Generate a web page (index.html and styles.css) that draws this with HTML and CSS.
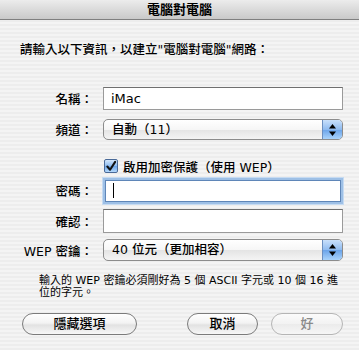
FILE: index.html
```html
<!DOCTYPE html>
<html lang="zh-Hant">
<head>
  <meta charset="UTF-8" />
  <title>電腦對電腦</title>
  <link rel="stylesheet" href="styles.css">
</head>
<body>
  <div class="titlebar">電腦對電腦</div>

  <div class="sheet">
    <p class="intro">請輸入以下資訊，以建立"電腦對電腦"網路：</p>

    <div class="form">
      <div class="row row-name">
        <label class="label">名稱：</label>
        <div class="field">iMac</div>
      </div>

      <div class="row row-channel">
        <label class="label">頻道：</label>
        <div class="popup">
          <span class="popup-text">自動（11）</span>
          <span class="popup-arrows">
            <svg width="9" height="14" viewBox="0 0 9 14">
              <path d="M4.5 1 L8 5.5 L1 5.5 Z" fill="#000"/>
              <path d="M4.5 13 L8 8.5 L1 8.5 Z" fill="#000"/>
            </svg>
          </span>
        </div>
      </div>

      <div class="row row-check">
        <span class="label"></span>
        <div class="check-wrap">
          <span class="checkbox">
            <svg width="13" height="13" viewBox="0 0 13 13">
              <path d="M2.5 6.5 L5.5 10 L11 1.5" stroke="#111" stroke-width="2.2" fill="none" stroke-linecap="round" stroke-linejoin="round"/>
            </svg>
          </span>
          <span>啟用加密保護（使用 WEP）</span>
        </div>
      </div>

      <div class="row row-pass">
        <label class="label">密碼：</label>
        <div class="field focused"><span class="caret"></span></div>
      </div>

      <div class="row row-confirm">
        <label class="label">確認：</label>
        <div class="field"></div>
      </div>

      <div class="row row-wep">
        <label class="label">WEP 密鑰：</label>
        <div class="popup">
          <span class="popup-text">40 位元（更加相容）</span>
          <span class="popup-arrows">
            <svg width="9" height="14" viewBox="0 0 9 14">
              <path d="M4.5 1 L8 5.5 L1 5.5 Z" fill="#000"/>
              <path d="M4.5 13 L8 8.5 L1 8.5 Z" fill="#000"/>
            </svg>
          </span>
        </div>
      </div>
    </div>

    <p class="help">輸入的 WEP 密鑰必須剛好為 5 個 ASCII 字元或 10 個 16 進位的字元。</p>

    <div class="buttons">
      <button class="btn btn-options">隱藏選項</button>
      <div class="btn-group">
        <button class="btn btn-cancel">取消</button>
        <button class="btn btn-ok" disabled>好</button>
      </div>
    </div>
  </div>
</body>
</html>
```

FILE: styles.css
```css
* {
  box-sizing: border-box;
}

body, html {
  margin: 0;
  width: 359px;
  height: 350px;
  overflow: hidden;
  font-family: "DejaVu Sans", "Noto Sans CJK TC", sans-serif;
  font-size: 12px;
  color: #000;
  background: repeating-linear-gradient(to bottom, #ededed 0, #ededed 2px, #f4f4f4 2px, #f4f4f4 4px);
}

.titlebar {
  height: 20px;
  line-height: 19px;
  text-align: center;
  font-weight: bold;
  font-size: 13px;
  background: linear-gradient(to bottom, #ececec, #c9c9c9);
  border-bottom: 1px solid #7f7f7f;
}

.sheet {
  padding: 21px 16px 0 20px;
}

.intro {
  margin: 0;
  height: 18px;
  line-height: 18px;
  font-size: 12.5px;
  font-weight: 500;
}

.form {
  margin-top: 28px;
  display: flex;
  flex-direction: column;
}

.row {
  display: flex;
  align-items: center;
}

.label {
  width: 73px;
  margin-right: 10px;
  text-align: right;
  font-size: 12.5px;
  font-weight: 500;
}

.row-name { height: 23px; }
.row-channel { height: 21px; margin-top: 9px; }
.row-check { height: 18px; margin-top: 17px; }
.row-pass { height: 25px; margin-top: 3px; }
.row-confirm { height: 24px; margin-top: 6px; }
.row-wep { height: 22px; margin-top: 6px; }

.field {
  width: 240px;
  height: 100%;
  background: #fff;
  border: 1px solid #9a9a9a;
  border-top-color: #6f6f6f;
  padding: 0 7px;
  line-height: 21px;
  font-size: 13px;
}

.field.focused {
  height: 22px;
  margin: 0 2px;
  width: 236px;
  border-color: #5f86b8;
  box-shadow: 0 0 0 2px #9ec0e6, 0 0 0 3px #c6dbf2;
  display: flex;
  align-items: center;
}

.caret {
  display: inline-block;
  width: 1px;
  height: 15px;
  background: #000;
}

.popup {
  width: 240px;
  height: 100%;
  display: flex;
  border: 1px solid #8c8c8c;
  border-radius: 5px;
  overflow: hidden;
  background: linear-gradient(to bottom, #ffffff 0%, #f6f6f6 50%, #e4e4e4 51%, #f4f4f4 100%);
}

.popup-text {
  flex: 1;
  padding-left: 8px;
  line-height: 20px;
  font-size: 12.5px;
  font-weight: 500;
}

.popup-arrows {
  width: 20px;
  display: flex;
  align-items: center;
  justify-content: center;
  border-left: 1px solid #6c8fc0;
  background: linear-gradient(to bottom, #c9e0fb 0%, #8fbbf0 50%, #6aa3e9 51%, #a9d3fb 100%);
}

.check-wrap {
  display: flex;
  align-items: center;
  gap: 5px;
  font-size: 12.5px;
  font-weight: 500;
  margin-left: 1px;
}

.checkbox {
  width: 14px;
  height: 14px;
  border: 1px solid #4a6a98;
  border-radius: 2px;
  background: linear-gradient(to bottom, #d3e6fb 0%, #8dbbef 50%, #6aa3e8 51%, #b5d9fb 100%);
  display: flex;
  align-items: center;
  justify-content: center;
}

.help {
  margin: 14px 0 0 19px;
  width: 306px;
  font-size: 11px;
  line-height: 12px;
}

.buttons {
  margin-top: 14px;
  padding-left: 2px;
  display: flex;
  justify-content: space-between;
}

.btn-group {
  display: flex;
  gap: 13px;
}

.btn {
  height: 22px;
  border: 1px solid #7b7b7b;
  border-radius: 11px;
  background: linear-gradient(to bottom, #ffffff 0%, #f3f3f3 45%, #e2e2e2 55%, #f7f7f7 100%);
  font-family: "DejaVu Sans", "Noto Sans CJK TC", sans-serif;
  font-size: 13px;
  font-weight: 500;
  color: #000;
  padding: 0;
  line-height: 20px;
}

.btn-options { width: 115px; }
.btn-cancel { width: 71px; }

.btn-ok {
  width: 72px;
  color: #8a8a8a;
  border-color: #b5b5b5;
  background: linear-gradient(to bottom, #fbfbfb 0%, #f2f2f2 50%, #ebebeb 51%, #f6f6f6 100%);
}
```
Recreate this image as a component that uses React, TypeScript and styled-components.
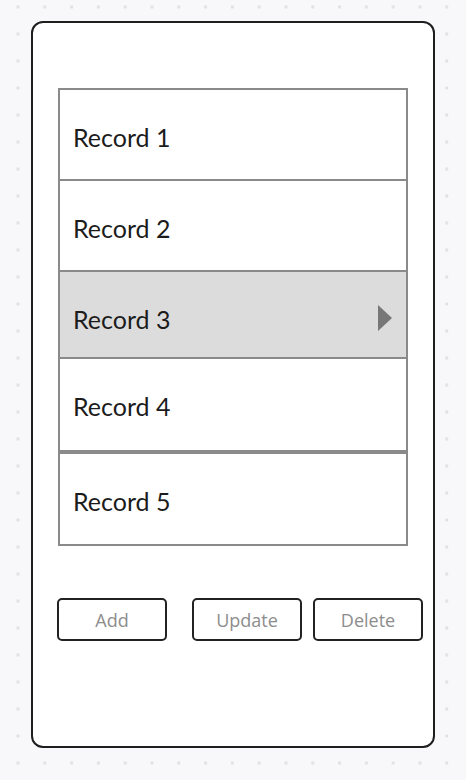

- [Directions] Copy each line of the listing in which the word "that" can be found.

- [Solution to this exercise]
Generate a web page (index.html and styles.css) that draws this with HTML and CSS.
Recreate this image as a component that uses React, TypeScript and styled-components.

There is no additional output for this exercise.